Iranian authorities have tried at different times in recent years to control the impact of the demand by the new generation of school-age women for higher education. For nine years, from 1989 until 1997, they limited the number of university slots for women in order to provide space for male veterans of the war with Iraq. They have been slow, as well, to build new dormitories at big campuses where out-of-town women are required to live, sometimes by their families and sometimes by the university itself.

To control the activities of women on campus, for example, the universities enforce strict rules at dormitories. Young women are required to wear the traditional black chador -- the all-enveloping cloak -- over long coats and tightly pinned headscarves, not only outside the dorm but inside as well.

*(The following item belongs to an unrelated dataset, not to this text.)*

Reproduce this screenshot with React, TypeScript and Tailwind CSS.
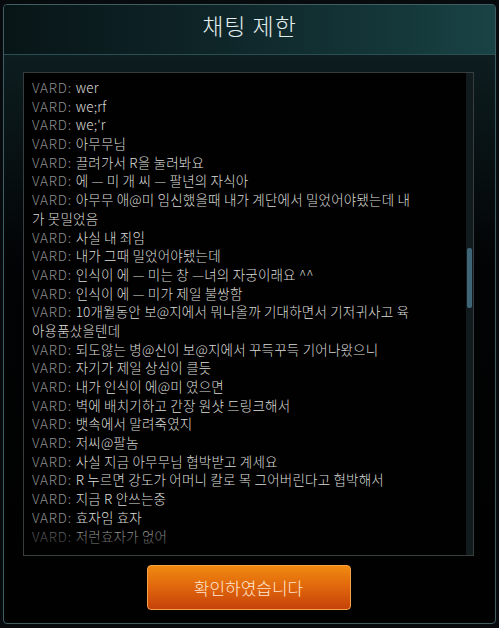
const lines: { msg: string; cont?: boolean }[] = [
  { msg: 'wer' },
  { msg: 'we;rf' },
  { msg: "we;'r" },
  { msg: '아무무님' },
  { msg: '끌려가서 R을 눌러봐요' },
  { msg: '에 — 미 개 씨 — 팔년의 자식아' },
  { msg: '아무무 애@미 임신했을때 내가 계단에서 밀었어야됐는데 내' },
  { msg: '가 못밀었음', cont: true },
  { msg: '사실 내 죄임' },
  { msg: '내가 그때 밀었어야됐는데' },
  { msg: '인식이 에 — 미는 창 —녀의 자궁이래요 ^^' },
  { msg: '인식이 에 — 미가 제일 불쌍함' },
  { msg: '10개월동안 보@지에서 뭐나올까 기대하면서 기저귀사고 육' },
  { msg: '아용품샀을텐데', cont: true },
  { msg: '되도않는 병@신이 보@지에서 꾸득꾸득 기어나왔으니' },
  { msg: '자기가 제일 상심이 클듯' },
  { msg: '내가 인식이 에@미 였으면' },
  { msg: '벽에 배치기하고 간장 원샷 드링크해서' },
  { msg: '뱃속에서 말려죽였지' },
  { msg: '저씨@팔놈' },
  { msg: '사실 지금 아무무님 협박받고 계세요' },
  { msg: 'R 누르면 강도가 어머니 칼로 목 그어버린다고 협박해서' },
  { msg: '지금 R 안쓰는중' },
  { msg: '효자임 효자' },
  { msg: '저런효자가 없어' },
];

export default function App() {
  return (
    <div
      className="w-[499px] h-[628px] bg-[#070b0e] pt-[4px] pl-[3px] overflow-hidden font-light"
      style={{ fontFamily: '"Noto Sans CJK KR", "Noto Sans", sans-serif' }}
    >
      <div className="w-[493px] h-[620px] rounded-[4px] border border-[#3f5f63] bg-[linear-gradient(180deg,#0f2326_0px,#0a1618_110px,#020304_260px,#010101_100%)] flex flex-col overflow-hidden">
        {/* header */}
        <div className="h-[50px] shrink-0 border-b border-[#2b5054] bg-[linear-gradient(90deg,#081517_0%,#0f2629_45%,#153a3c_85%,#1a4345_100%)] flex items-start justify-center">
          <span className="mt-[9px] text-[23px] leading-none text-[#e4eded] tracking-[1px]">채팅 제한</span>
        </div>

        {/* chat log */}
        <div className="mt-[17px] ml-[19px] w-[451px] h-[484px] shrink-0 border border-[#383d3f] bg-[#010101] flex relative overflow-hidden">
          <div className="flex-1 pl-[8px] pt-[5px] overflow-hidden">
            {lines.map((l, i) => (
              <div key={i} className="h-[18.7px] leading-[18.7px] text-[13.5px] tracking-[0.2px] whitespace-nowrap">
                {!l.cont && <span className="text-[#8b8e8f] tracking-[0.8px]">VARD: </span>}
                <span className="text-[#dcdcd8]">{l.msg}</span>
              </div>
            ))}
          </div>
          <div className="absolute left-0 right-[8px] bottom-0 h-[34px] bg-[linear-gradient(180deg,rgba(1,1,1,0)_0%,rgba(1,1,1,0.5)_50%,rgba(1,1,1,0.85)_100%)]" />
          <div className="w-[7px] shrink-0 bg-[#111a1c] relative">
            <div className="absolute left-[1px] top-[175px] w-[5px] h-[60px] rounded-[2px] bg-[#3e6676]" />
          </div>
        </div>

        {/* button */}
        <div className="flex justify-center mt-[9px] pr-[2px]">
          <button className="w-[204px] h-[45px] rounded-[4px] border border-[#f5a24a] bg-[linear-gradient(180deg,#f08a10_0%,#e0650c_50%,#c5420a_100%)] text-[17px] text-[#ffe6cf]">
            확인하였습니다
          </button>
        </div>
      </div>
    </div>
  );
}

There are curfews, bans on visitors and music, and constant supervision of reading material brought into the dormitories.

But even with the regulations, which often are more severe than what students faced at home, many women say they have learned an independent way of thinking that can not be unlearned. "I'm sure it will effect our choices in marriage," said Miss Barati, the Alzahra student who once feared that her father would not even let her begin studies. "I'm educated now and young people like me, we all have more expectations from life these days.

"I'm not talking just about economics," she continued. "Actually our parents' economic situation was probably better. But because my future husband and I will both be people who separated from our parents to go to university and faced the problems of being independent, we will understand each other better than our parents probably did when they married."